§ **Task brief**:
Reproduce exactly, with no pictures, each line from the opening of the material down through the line containing "const Req = ()".

§ **Material provided**:
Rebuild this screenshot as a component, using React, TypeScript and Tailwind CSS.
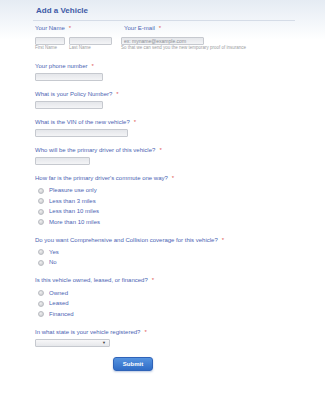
const font = "font-['Liberation_Sans',Arial,sans-serif]";

const Req = () => <span className="ml-[4px] text-[#e05a5a]">*</span>;

const Label = ({ children, className = '' }: { children: React.ReactNode; className?: string }) => (
  <div className={`h-[7px] whitespace-nowrap text-[6px] leading-[7px] text-[#4b64b3] ${className}`}>
    {children}
    <Req />
  </div>
);

const Input = ({ w, placeholder }: { w: string; placeholder?: string }) => (
  <div
    className={`flex h-[8px] items-center rounded-[1px] border border-[#c6c9cf] bg-[linear-gradient(to_bottom,#e4e6ea,#f3f4f6)] pl-[2px] text-[5px] leading-[6px] text-[#8a8d93] ${w}`}
  >
    {placeholder}
  </div>
);

const Field = ({ label, w, className = '' }: { label: string; w: string; className?: string }) => (
  <div className={className}>
    <Label>{label}</Label>
    <div className="mt-[2.5px]">
      <Input w={w} />
    </div>
  </div>
);

const Radio = ({ text }: { text: string }) => (
  <div className="flex h-[10.5px] items-center">
    <span className="ml-[2.5px] h-[6px] w-[6px] rounded-full border border-[#b9bcc1] bg-[radial-gradient(circle_at_40%_35%,#efefef,#c4c6ca)]" />
    <span className="ml-[5.5px] text-[6px] leading-[7px] text-[#4b64b3]">{text}</span>
  </div>
);

export default function App() {
  return (
    <div className={`min-h-[400px] w-full bg-[linear-gradient(to_bottom,#e5ebf3_0px,#f3f6fa_22px,#ffffff_40px)] ${font}`}>
      <div className="pl-[33px] pr-[30px] pt-[6px]">
        <div className="border-b border-[#d5dce7] pb-[5px] pl-[3px] text-[8px] font-bold leading-[9px] text-[#3e5aa6]">
          Add a Vehicle
        </div>
      </div>

      <div className="pl-[35px]">
        <div className="mt-[4px] flex">
          <div className="w-[86px]">
            <Label>Your Name</Label>
            <div className="mt-[5px] flex gap-[4px]">
              <div>
                <Input w="w-[30px]" />
                <div className="text-[4.5px] leading-[5px] text-[#9a9ca0]">First Name</div>
              </div>
              <div>
                <Input w="w-[43px]" />
                <div className="text-[4.5px] leading-[5px] text-[#9a9ca0]">Last Name</div>
              </div>
            </div>
          </div>
          <div>
            <Label className="pl-[3px]">Your E-mail</Label>
            <div className="mt-[5px]">
              <Input w="w-[83px]" placeholder="ex: myname@example.com" />
              <div className="whitespace-nowrap text-[4.5px] leading-[5px] text-[#9a9ca0]">
                So that we can send you the new temporary proof of insurance
              </div>
            </div>
          </div>
        </div>

        <Field className="mt-[13px]" label="Your phone number" w="w-[68px]" />
        <Field className="mt-[10.5px]" label="What is your Policy Number?" w="w-[68px]" />
        <Field className="mt-[10.5px]" label="What is the VIN of the new vehicle?" w="w-[93px]" />
        <Field className="mt-[10.5px]" label="Who will be the primary driver of this vehicle?" w="w-[55px]" />

        <Label className="mt-[10.5px]">How far is the primary driver's commute one way?</Label>
        <div className="mt-[3.5px]">
          <Radio text="Pleasure use only" />
          <Radio text="Less than 3 miles" />
          <Radio text="Less than 10 miles" />
          <Radio text="More than 10 miles" />
        </div>

        <Label className="mt-[9px]">Do you want Comprehensive and Collision coverage for this vehicle?</Label>
        <div className="mt-[3.5px]">
          <Radio text="Yes" />
          <Radio text="No" />
        </div>

        <Label className="mt-[9px]">Is this vehicle owned, leased, or financed?</Label>
        <div className="mt-[4px]">
          <Radio text="Owned" />
          <Radio text="Leased" />
          <Radio text="Financed" />
        </div>

        <Label className="mt-[9px]">In what state is your vehicle registered?</Label>
        <div className="mt-[3.5px] flex h-[8px] w-[75px] items-center justify-end rounded-[1px] border border-[#c6c9cf] bg-[linear-gradient(to_bottom,#f7f7f8,#e6e8eb)] pr-[3px]">
          <span className="text-[4px] leading-[4px] text-[#444]">▼</span>
        </div>

        <button className="ml-[78px] mt-[10px] flex h-[14px] w-[40px] items-center justify-center rounded-[3px] border border-[#2f63b8] bg-[linear-gradient(to_bottom,#5593e0,#2f6cc6)] text-[6px] font-bold leading-[7px] text-white shadow-[0_1px_2px_rgba(60,100,170,0.35)]">
          Submit
        </button>
      </div>
    </div>
  );
}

§ **Exercise response**:
Rebuild this screenshot as a component, using React, TypeScript and Tailwind CSS.
const font = "font-['Liberation_Sans',Arial,sans-serif]";

const Req = () => <span className="ml-[4px] text-[#e05a5a]">*</span>;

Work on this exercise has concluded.